Explotation attacks are even more dangerous when they are HTTP-borne. When the vulnerability exploited, or part thereof, involves the browser, it suffices to visit a malicious website - or inadvertently access some content from it (for example, through an ad network), for malicious payload to target the browser, and gain the initial foothold on the device. Indeed, sophisticated malware consists of multiple payloads injected over several stages, initially obtaining remote execution, then followed by obtaining remote root.
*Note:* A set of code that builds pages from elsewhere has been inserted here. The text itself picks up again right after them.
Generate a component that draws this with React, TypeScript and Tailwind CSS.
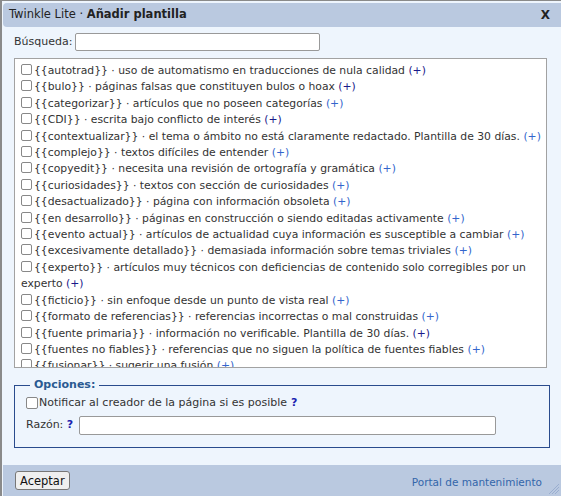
const items: { tag: string; desc: string; visited?: boolean }[] = [
  { tag: "autotrad", desc: "uso de automatismo en traducciones de nula calidad", visited: true },
  { tag: "bulo", desc: "páginas falsas que constituyen bulos o hoax", visited: true },
  { tag: "categorizar", desc: "artículos que no poseen categorías" },
  { tag: "CDI", desc: "escrita bajo conflicto de interés", visited: true },
  { tag: "contextualizar", desc: "el tema o ámbito no está claramente redactado. Plantilla de 30 días." },
  { tag: "complejo", desc: "textos difíciles de entender" },
  { tag: "copyedit", desc: "necesita una revisión de ortografía y gramática" },
  { tag: "curiosidades", desc: "textos con sección de curiosidades" },
  { tag: "desactualizado", desc: "página con información obsoleta" },
  { tag: "en desarrollo", desc: "páginas en construcción o siendo editadas activamente" },
  { tag: "evento actual", desc: "artículos de actualidad cuya información es susceptible a cambiar" },
  { tag: "excesivamente detallado", desc: "demasiada información sobre temas triviales" },
  { tag: "experto", desc: "artículos muy técnicos con deficiencias de contenido solo corregibles por un experto", visited: true },
  { tag: "ficticio", desc: "sin enfoque desde un punto de vista real" },
  { tag: "formato de referencias", desc: "referencias incorrectas o mal construidas" },
  { tag: "fuente primaria", desc: "información no verificable. Plantilla de 30 días.", visited: true },
  { tag: "fuentes no fiables", desc: "referencias que no siguen la política de fuentes fiables" },
  { tag: "fusionar", desc: "sugerir una fusión" },
  { tag: "globalizar", desc: "artículos con enfoque regional" },
];

export default function App() {
  return (
    <div
      className="flex h-[496px] w-[561px] flex-col overflow-hidden border-l-2 border-t border-[#8a8a8a] bg-[#eef5fd] pl-[1px] pt-[2px] text-[#333]"
      style={{ fontFamily: '"DejaVu Sans", sans-serif' }}
    >
      <div className="flex h-[24px] items-center justify-between rounded-l-[4px] bg-[#bac9e0] pl-[6px] pr-[11px] text-[11.5px] text-[#222]">
        <span>
          Twinkle Lite · <b className="font-bold">Añadir plantilla</b>
        </span>
        <span className="text-[12px] font-bold">X</span>
      </div>

      <div className="flex flex-1 flex-col px-[11px] pt-[6px] text-[11px]">
        <div className="flex items-center gap-[3px]">
          <span>Búsqueda:</span>
          <input className="h-[18px] w-[245px] rounded-[2px] border border-[#999] bg-white" />
        </div>

        <div className="mt-[7px] h-[310px] w-[533px] overflow-hidden border border-[#a2a2a2] bg-white pl-[6px] pr-[1px] pt-[4px] text-[10.8px] leading-[16.4px]">
          {items.map((it) => (
            <div key={it.tag}>
              <input
                type="checkbox"
                className="mr-[2px] h-[11px] w-[11px] appearance-none rounded-[2px] border border-[#888] bg-white align-[-1px]"
              />
              {"{{" + it.tag + "}}"} · {it.desc}{" "}
              <span className={it.visited ? "text-[#1a1a8a]" : "text-[#3366cc]"}>(+)</span>
            </div>
          ))}
        </div>

        <fieldset className="mt-[9px] h-[71px] w-[536px] border border-[#2a4b8d] px-[11px] pb-[6px]">
          <legend className="ml-[4px] px-[4px] font-bold text-[#2a5a92]">Opciones:</legend>
          <label className="mt-[1px] flex items-center">
            <input
              type="checkbox"
              className="mr-[1px] h-[12px] w-[12px] appearance-none rounded-[2px] border border-[#888] bg-white"
            />
            Notificar al creador de la página si es posible{" "}
            <b className="ml-[4px] text-[#1a22b0]">?</b>
          </label>
          <div className="mt-[5px] flex items-center">
            <span>
              Razón: <b className="text-[#1a22b0]">?</b>
            </span>
            <input className="ml-[6px] h-[19px] w-[417px] rounded-[2px] border border-[#999] bg-white" />
          </div>
        </fieldset>
      </div>

      <div className="relative flex h-[31px] items-center justify-between bg-[#bac9e0] pl-[12px] pr-[19px] text-[10.5px]">
        <button className="h-[19px] rounded-[3px] border border-[#777] bg-[#efefef] px-[4px] text-[11.5px] leading-[16px] text-[#111]">
          Aceptar
        </button>
        <span className="mt-[4px] text-[#3366aa]">Portal de mantenimiento</span>
        <svg className="absolute bottom-[1px] right-[1px]" width="12" height="12" viewBox="0 0 12 12">
          <path d="M11 1L1 11M11 4L4 11M11 7L7 11" stroke="#9aaed0" strokeWidth="1" />
        </svg>
      </div>
    </div>
  );
}
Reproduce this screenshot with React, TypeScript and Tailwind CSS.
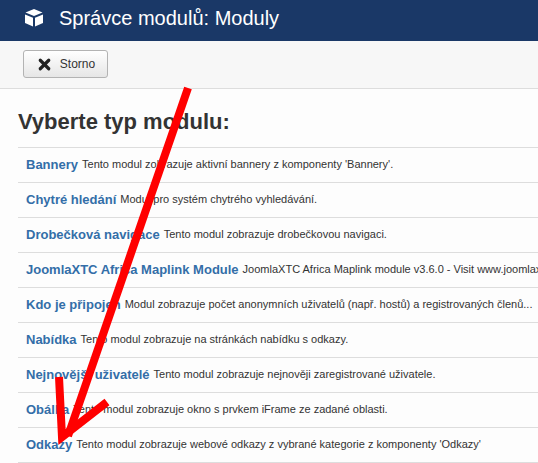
import React from 'react';
import { X } from 'lucide-react';

const modules = [
  { name: 'Bannery', text: "Tento modul zobrazuje aktivní bannery z komponenty 'Bannery'." },
  { name: 'Chytré hledání', text: 'Modul pro systém chytrého vyhledávání.' },
  { name: 'Drobečková navigace', text: 'Tento modul zobrazuje drobečkovou navigaci.' },
  { name: 'JoomlaXTC Africa Maplink Module', text: 'JoomlaXTC Africa Maplink module v3.6.0 - Visit www.joomlaxtc.com' },
  { name: 'Kdo je připojen', text: 'Modul zobrazuje počet anonymních uživatelů (např. hostů) a registrovaných členů...' },
  { name: 'Nabídka', text: 'Tento modul zobrazuje na stránkách nabídku s odkazy.' },
  { name: 'Nejnovější uživatelé', text: 'Tento modul zobrazuje nejnověji zaregistrované uživatele.' },
  { name: 'Obálka', text: 'Tento modul zobrazuje okno s prvkem iFrame ze zadané oblasti.' },
  { name: 'Odkazy', text: "Tento modul zobrazuje webové odkazy z vybrané kategorie z komponenty 'Odkazy'" },
];

function CubeIcon() {
  return (
    <svg width="20" height="20" viewBox="0 0 20 20" fill="#ffffff">
      <path d="M10 1 L18.5 4.5 L10 8 L1.5 4.5 Z" />
      <path d="M1 6.5 L9 9.8 L9 18.5 L1 15 Z" />
      <path d="M19 6.5 L11 9.8 L11 18.5 L19 15 Z" />
    </svg>
  );
}

export default function App() {
  return (
    <div className="relative w-[538px] h-[463px] overflow-hidden bg-white font-['Liberation_Sans',Arial,sans-serif]">
      <header className="h-[41px] bg-[#1a3867] flex items-center pl-[24px] pb-[5px] gap-[15px]">
        <CubeIcon />
        <h1 className="text-[20px] text-white whitespace-nowrap">Správce modulů: Moduly</h1>
      </header>

      <div className="h-[48px] bg-[#f7f7f7] border-b border-[#dddddd] pl-[23px] pt-[9px]">
        <button className="w-[85px] h-[28px] flex items-center justify-center gap-[7px] rounded-[3px] border border-[#b3b3b3] bg-gradient-to-b from-[#ffffff] to-[#e6e6e6] text-[12px] text-[#333333]">
          <X className="w-[17px] h-[17px]" strokeWidth={4.5} color="#222222" />
          Storno
        </button>
      </div>

      <main className="pl-[18px] bg-[#fdfdfd]">
        <h2 className="h-[58px] pt-[21px] text-[22px] leading-[24px] font-bold text-[#333333] whitespace-nowrap">Vyberte typ modulu:</h2>
        <ul className="border-t border-[#dddddd]">
          {modules.map((m) => (
            <li key={m.name} className="h-[35px] border-b border-[#dddddd] pl-[8px] pb-[1px] flex items-center whitespace-nowrap">
              <span className="text-[13px] font-bold text-[#336ea8]">{m.name}</span>
              <span className="ml-[4px] text-[11px] text-[#333333]">{m.text}</span>
            </li>
          ))}
        </ul>
      </main>

      <svg className="absolute inset-0" width="538" height="463" viewBox="0 0 538 463" fill="none" stroke="#ff0000" strokeWidth="8">
        <path d="M188 88 L68 436" />
        <path d="M59 377 L62 437 L107 402" />
      </svg>
    </div>
  );
}
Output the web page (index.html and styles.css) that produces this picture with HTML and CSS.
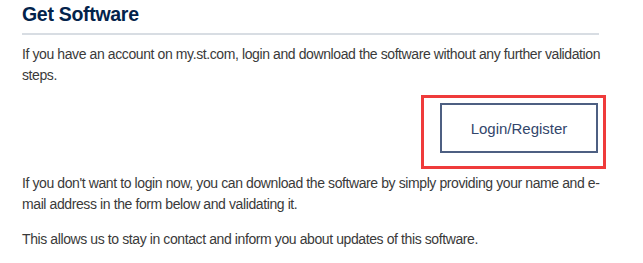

What follows is that rooting the device can, in fact, be dangerous, if not carried out through trusted sources: When an eager user downloads a rooting utility, whether one-click or tethered, if the download source is not a trusted one, it could be hard - virtually impossible - to detect additional payloads or backdoors which may be injected by such utilities. Less than proper tools may jump on the chance to also change system binaries or frameworks, for example disabling the Dalvik permission mechanism for malware purposes. Malware could possibly inject a rootkit all the way down to the Linux kernel, though most would probably not put that much effort when it's fairly trivial to hack the higher layers. Somewhat ironically, some of the SuperUser applications themselves had vulnerabilities in the past, which enabled rogue applications to detect a rooted device, and escalate their own privileges through the applications (q.v. CVE-2013-6774).

The last, but hardly least impact of rooting a device one has to consider is that on applications - Android's Application content protections disintegrate on a rooted device: OBBs can be read by root, as can the keys to ASEC storage. Application encryption likewise fails, and though hardware backed credential storage offers some resistance, its client processes' memory can easily be read (via ptrace(2) methods and the like. DRM solutions also fail miserably. Unfortunately, there's no foolproof way of detecting a rooted device from a running application, and refusing to execute on one.

Arguably, the same can be said for Jailbroken iOS - after all, Apple's fairplay protections and application encryptions, though stronger than Android's, are equally frangible. Yet one has to keep in mind that iOS only has an exploitation vector (with an ever increasing level of difficulty in between releases), whereas most Android devices do allow Boot-to-Root. Coupled with the ease of Dalvik bytecode decompilation, this poses a serious concern for application developers.

Summary

This chapter attempted to provides an overview of Android's myriad security features, both those inherited from Linux, and those which are specific to Android and mostly implemented in the Dalvik level. Special attention has been given to the Android port of SELinux - which, though currently not in full effect, is already adopted by Samsung in KNOX, and is likely to play a larger part in upcoming releases of Android.

While trying to be as detailed as possible, this review is by no means comprehensive. The interested reader is referred to Android Security specific books, such as Nikolay Elenkov's Android Security Internals.